What if, however, her school had a professional track and field coach? I believe, John Searchwell, a former Titchfield boy and then master, performed those duties, and obviously did well. But he was not a trained coach.
What if, too, instead of the grass and dirt on which school athletes ran on then, were like the international track bed now laid at the National Stadium and at G.C. Foster?
What if, there were girls championships then which showcased boys and girls from the non-traditional schools of the time?
KLAS-FM reminded me last week that Girls Champs started in 1957. Boys Champs began in 1910, 40 years before.
The stars today, however, seem to be the girls. In earlier years, the schools had a sportsmaster or sportsmistress who had been an athlete, cricketer, hockey player or footballer while he or she was at school.
When they left school, they spent a year or two on the staff and performed the duties of coach.

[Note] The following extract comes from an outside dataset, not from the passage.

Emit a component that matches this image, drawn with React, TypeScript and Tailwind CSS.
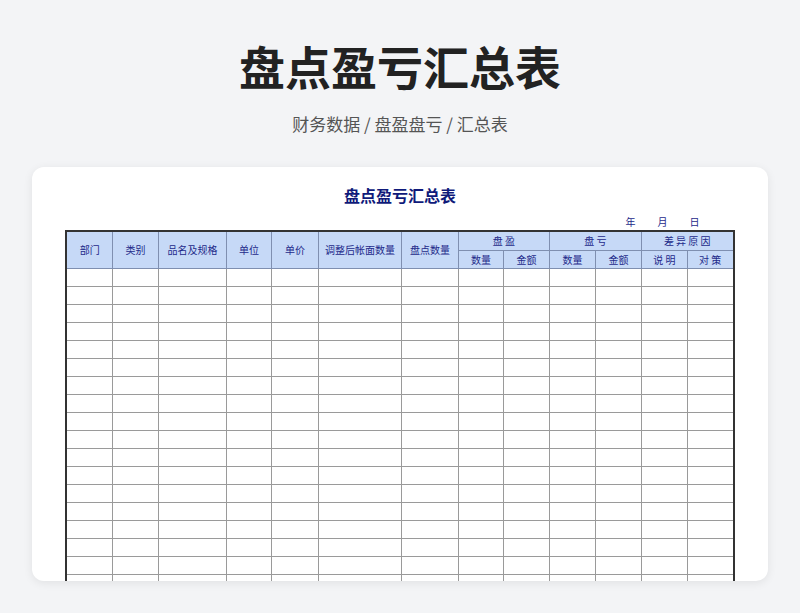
export default function App() {
  const cols = [46, 46, 68, 45, 47, 83, 57, 45, 46, 46, 46, 46, 46];
  const rows = Array.from({ length: 20 });
  const th = "border border-[#7f8fb0] bg-[#c6d9f7] text-[#1e2a8a] text-[10px] font-normal text-center p-0";
  return (
    <div className="w-[800px] h-[613px] bg-[#f3f4f6] flex flex-col items-center" style={{ fontFamily: '"Noto Sans CJK SC", "Noto Sans", sans-serif' }}>
      <h1 className="mt-[35px] text-[46px] leading-[60px] font-bold text-[#222]">盘点盈亏汇总表</h1>
      <div className="mt-[17px] text-[17px] leading-[24px] text-[#555]">财务数据 / 盘盈盘亏 / 汇总表</div>
      <div className="mt-[31px] w-[736px] h-[414px] bg-white rounded-xl shadow-[0_2px_10px_rgba(0,0,0,0.08)] overflow-hidden flex flex-col items-center">
        <div className="mt-[16px] text-[16px] leading-[24px] font-bold text-[#0f1a7a]">盘点盈亏汇总表</div>
        <div className="w-[667px] flex justify-end gap-[22px] pr-[34px] mt-[8px] text-[10px] leading-[14px] text-[#1e2a8a]">
          <span>年</span><span>月</span><span>日</span>
        </div>
        <table className="mt-[1px] border-collapse border-2 border-[#333] table-fixed" style={{ width: 667 }}>
          <colgroup>{cols.map((w, i) => <col key={i} style={{ width: w }} />)}</colgroup>
          <thead>
            <tr className="h-[19px]">
              {["部门", "类别", "品名及规格", "单位", "单价", "调整后帐面数量", "盘点数量"].map((t) => (
                <th key={t} rowSpan={2} className={th}>{t}</th>
              ))}
              <th colSpan={2} className={th}>盘 盈</th>
              <th colSpan={2} className={th}>盘 亏</th>
              <th colSpan={2} className={th}>差 异 原 因</th>
            </tr>
            <tr className="h-[18px]">
              {["数量", "金额", "数量", "金额", "说 明", "对 策"].map((t, i) => (
                <th key={i} className={th}>{t}</th>
              ))}
            </tr>
          </thead>
          <tbody>
            {rows.map((_, r) => (
              <tr key={r} className="h-[18px]">
                {cols.map((_, c) => <td key={c} className="border border-[#9a9a9a] p-0"></td>)}
              </tr>
            ))}
          </tbody>
        </table>
      </div>
    </div>
  );
}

As naturally gifted as some were, they did not know about tactics, for example. They knew about the value of physical fitness and boys and girls went through the rigour of stomach strengthening exercises so they could "knee-lift", and the strengthening of arms and shoulders so that they could climb over the bar in the pole vault.
What, too, if the boys and girls of those earlier years could have competed on the track at the National Stadium instead of the grass at Sabina Park?
PRODUCING CHAMPIONS
Yet we produced great athletes. Among them Karlene Searchwell, Carmen Smith. Lindy Delapenha and Frank Hall.
Looking back, however, it seems as if the great leap forward began in the 1960s with the construction of 50 junior secondary schools.
These are now full-fledged secondary schools and from them have come Merlene Ottey, Juliet Cuthbert, and the Turner sisters, to name a few.
Just remember that in earlier years, there were no secondary schools in St. Thomas and St. Mary, for example. Holmwood was just a vocational school, and there was no Vere Technical and no Tivoli.
Who to tell, Beryl and Violet Chin of Titchfield could have been Olympic stars. They were just born at the wrong time.
Do they regret it? No. But they were among the pioneers. They were the morning wind. Let us hail them.